Maundy Thursday Sermon: "Where we'd rather not go" (Apr. 17, 2014)

            Throughout this Lenten season, we have been learning about different ways to pray. Those who have attended our midweek evening workshops have experienced prayer through breathing and body movement, through a labyrinth journey, through coloring and doodling, playing with clay, and through listening to music and looking at art. Who knew there could be so many ways to pray!
            But on the other hand, there are so many more ways to pray than what we could cover in just six weeks. Last week, I came across this wonderful quote from Henri Nouwen that says it well. He writes: “There are as many ways to pray as there are moments in life. Sometimes we seek out a quiet spot and want to be alone, sometimes we look for a friend and want to be together. Sometimes we like
a book, sometimes we prefer music. Sometimes we want to sing out with hundreds, sometimes only whisper to a few. Sometimes we want to say it with words, sometimes with a deep silence. In all these moments, we gradually make our lives more of a prayer and we open our hands to be led by God even to a place we would rather not go.”
            I was initially drawn into this quote by Nouwen’s descriptions of all the different ways we may find to pray. But the part that made me think of Holy Week, and the story we tell during these three days before Christ’s resurrection on Sunday, is that last part of the quote. “We open our hands to be led by God even to a place we would rather not go.” It is, after all, on this Thursday of Holy Week, following the Passover meal, that Jesus goes with his disciples into the Garden of Gethsemane to pray, and in a deeply human moment, Jesus prays that God would let this cup pass from him. He prays that he wouldn’t have to go through what he is about to do, and he ends the prayer with, “If this cannot pass unless I drink it, your will be done.” In Jesus’ prayer on that night in which he was betrayed and arrested, he gave himself completely to the will of the Father, agreeing to go to a place he would rather not go, with those words we still so often pray: “Thy will be done.”

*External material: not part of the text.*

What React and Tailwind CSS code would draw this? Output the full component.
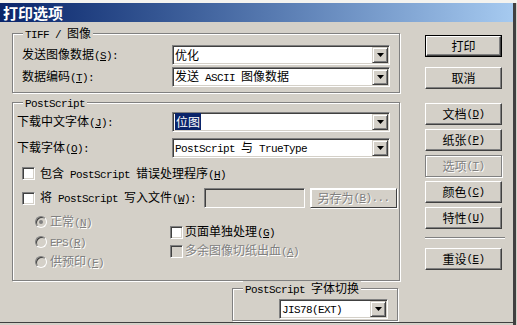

            Prayer has that power, doesn’t it? The power to bring us into places we would rather not go? An answer to prayer may come in the form of us needing to take action in a way we didn’t anticipate. It may come in the form of us needing to give something up that is important to us. An answer may come in the form of an ending to something instead of the fixing that we had imagined. “Thy will be done” involves a lot of relinquishing of control, for it puts us completely in the hands of God.
            Perhaps the hardest answer to prayer and the hardest relinquishing of control that we have to experience is that of asking forgiveness. To ask someone else to forgive you means first of all acknowledging that you’ve done something wrong. How much easier it is to simply explain ourselves than to admit fault; to apologize, and then add a “but…” with an explanation about why what we’ve done is really justified. You might say to your spouse, “I’m sorry I didn’t do this for you, but I’ve been really busy.” To your kids, “I’m sorry I missed your game, but something came up at work.” Even to God, “I’m sorry I’ve been more or less ignoring the people around me who are in need, but, there are just so many of them, I don’t know where to start.” When we include a but like that, we’re not really ready to ask for forgiveness, are we, because we aren’t ready to admit that we need it.

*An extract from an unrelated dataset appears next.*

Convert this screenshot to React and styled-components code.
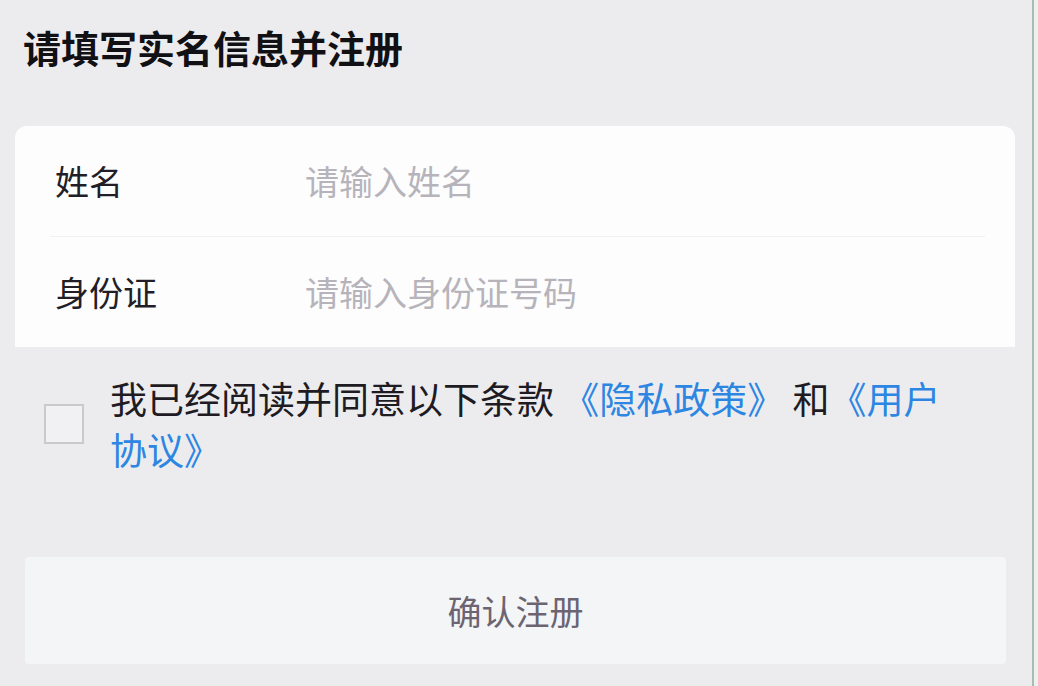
import React from "react";
import styled, { createGlobalStyle } from "styled-components";

const GlobalStyle = createGlobalStyle`
  html, body {
    margin: 0;
    padding: 0;
    background: #ececef;
  }
  body {
    font-family: "Noto Sans CJK SC", "Noto Sans", sans-serif;
  }
  * { box-sizing: border-box; }
`;

const Screen = styled.div`
  display: flex;
  width: 1038px;
  height: 686px;
  overflow: hidden;
  background: #ececef;
`;

const Main = styled.div`
  flex: 0 0 1032px;
  display: flex;
  flex-direction: column;
  padding-top: 19px;
`;

const Edge = styled.div`
  flex: 1;
  border-left: 2px solid #a8bcb2;
  background: #eef0ef;
`;

const Title = styled.h1`
  margin: 0 0 0 23px;
  font-size: 38px;
  line-height: 56px;
  font-weight: 700;
  color: #111014;
`;

const Card = styled.div`
  margin: 51px 17px 0 15px;
  background: #fdfdfe;
  border-radius: 12px 12px 0 0;
  display: flex;
  flex-direction: column;
`;

const Row = styled.div`
  display: flex;
  align-items: center;
  height: 110px;
  padding-left: 40px;
`;

const Divider = styled.div`
  height: 1px;
  margin: 0 30px 0 35px;
  background: #f1f1f4;
`;

const Label = styled.span`
  flex: 0 0 250px;
  font-size: 34px;
  line-height: 40px;
  color: #221e27;
`;

const Input = styled.input`
  flex: 1;
  border: none;
  outline: none;
  background: transparent;
  padding: 0;
  font-family: inherit;
  font-size: 34px;
  line-height: 40px;
  color: #221e27;
  &::placeholder {
    color: #b6b4ba;
  }
`;

const Agreement = styled.div`
  display: flex;
  align-items: center;
  margin-top: 26px;
  padding: 0 70px 0 44px;
  gap: 26px;
`;

const Check = styled.span`
  flex: 0 0 40px;
  width: 40px;
  height: 40px;
  border: 2px solid #c9c9cc;
  background: #f1f1f3;
`;

const AgreeText = styled.p`
  margin: 0;
  font-size: 37px;
  line-height: 51px;
  color: #1e1b22;
`;

const Link = styled.a`
  color: #2d86e2;
  text-decoration: none;
`;

const Button = styled.button`
  margin: 82px 26px 0 25px;
  height: 107px;
  border: none;
  border-radius: 4px;
  background: #f4f5f7;
  font-family: inherit;
  font-size: 34px;
  color: #6c6571;
  cursor: pointer;
`;

export default function App() {
  return (
    <>
      <GlobalStyle />
      <Screen>
        <Main>
          <Title>请填写实名信息并注册</Title>
          <Card>
            <Row>
              <Label>姓名</Label>
              <Input placeholder="请输入姓名" />
            </Row>
            <Divider />
            <Row>
              <Label>身份证</Label>
              <Input placeholder="请输入身份证号码" />
            </Row>
          </Card>
          <Agreement>
            <Check />
            <AgreeText>
              我已经阅读并同意以下条款 <Link>《隐私政策》</Link> 和<Link>《用户协议》</Link>
            </AgreeText>
          </Agreement>
          <Button>确认注册</Button>
        </Main>
        <Edge />
      </Screen>
    </>
  );
}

            But we do need it. And in the church year there is not a time when we realize this more poignantly than during Lent, and especially during these three days, when we hear about how sinless Jesus took on our sins without apology and gave himself over to death for us: even those of us who would deny him repeatedly, who would betray him for our own self interest, who would flee from his side in his hour of need, who would watch from a distance while he is unjustly condemned and sentenced to die, all so that we can watch our own backs. It is remarkable that it is the people who were closest to Jesus, who did all these things and more, whose feet Jesus bends down to wash. Knowing exactly who they are and what they’ve done, and what they will do, he still comes face-to-face with their dirty, stinky feet.
            During our brief glimpse of spring this week, many dirty, stinky feet that have been hidden for months of winter came out. The first day I wore sandals and saw the state of my feet, I grimaced a bit. They’re gross, feet. We can pretend they aren’t by getting pedicures and scrubbing and wearing clean socks, or never showing anyone our feet in the first place, but the fact remains, they are dirty. But Jesus faces the grime – on our feet and in our hearts – and bends down to wash them, to wash us with his love… to forgive us with his grace.
            And it doesn’t stop there – Jesus doesn’t only wash our feet, but also has a meal with us bunch of sinners who sometimes won’t even admit that sinners is what we are. Jesus blesses bread and wine and gives thanks and says, “This is my body and my blood, given for you for the forgiveness of sins. Do this in remembrance of me.” Just as we can try to hide our feet, we can try to hide our hunger, even try to fill it with food we make ourselves, but in the end we all hunger and thirst for what only God can provide.
            And then later still that same night, after he has washed the feet of sinners, eaten with betrayers, loved deniers, prayed with deserters, he is arrested. And he doesn’t think, “I can’t believe I spent so much love and energy on those deadbeats, and they haven’t even stuck around for me.” Because he already knew all that. He knew as he had eaten with them and washed their feet what they would do and what they would leave undone – and he did what was needed to forgive them anyway. He saw them for all their hunger and all their dirtiness and the griminess of their hearts, and he loved them anyway. And he continued to love them, continued toward the cross for them, continued to pray, “Thy will be done,” even though it would take him somewhere he would rather not go.
            As we enter these Three Days, let us also pray that we might be led with courage into a place we would rather not go. Perhaps that is a place where we find forgiveness for another whom we have struggled to forgive, or, seek forgiveness for ourselves; or perhaps it is a place where we must face the grime in other people, and love them in spite of it; or a place where we must give up something dear to us for the benefit of another. Let us pray and go to that place we would rather not go – for this is often the place where we experience the most selfless love, the most unexpected forgiveness, the most profound grace.
            And let us begin toward that place right now, as we enter together into a time of prayer, a time of confession, a time of going where we would rather not go, in which we bare our hearts to a God who promises to love us in spite of our faults and our shortcomings, who would go to every length to show us that love, and who forgives us and promises to make all things new.

            In the name of the Father, and the Son, and the Holy Spirit. Amen.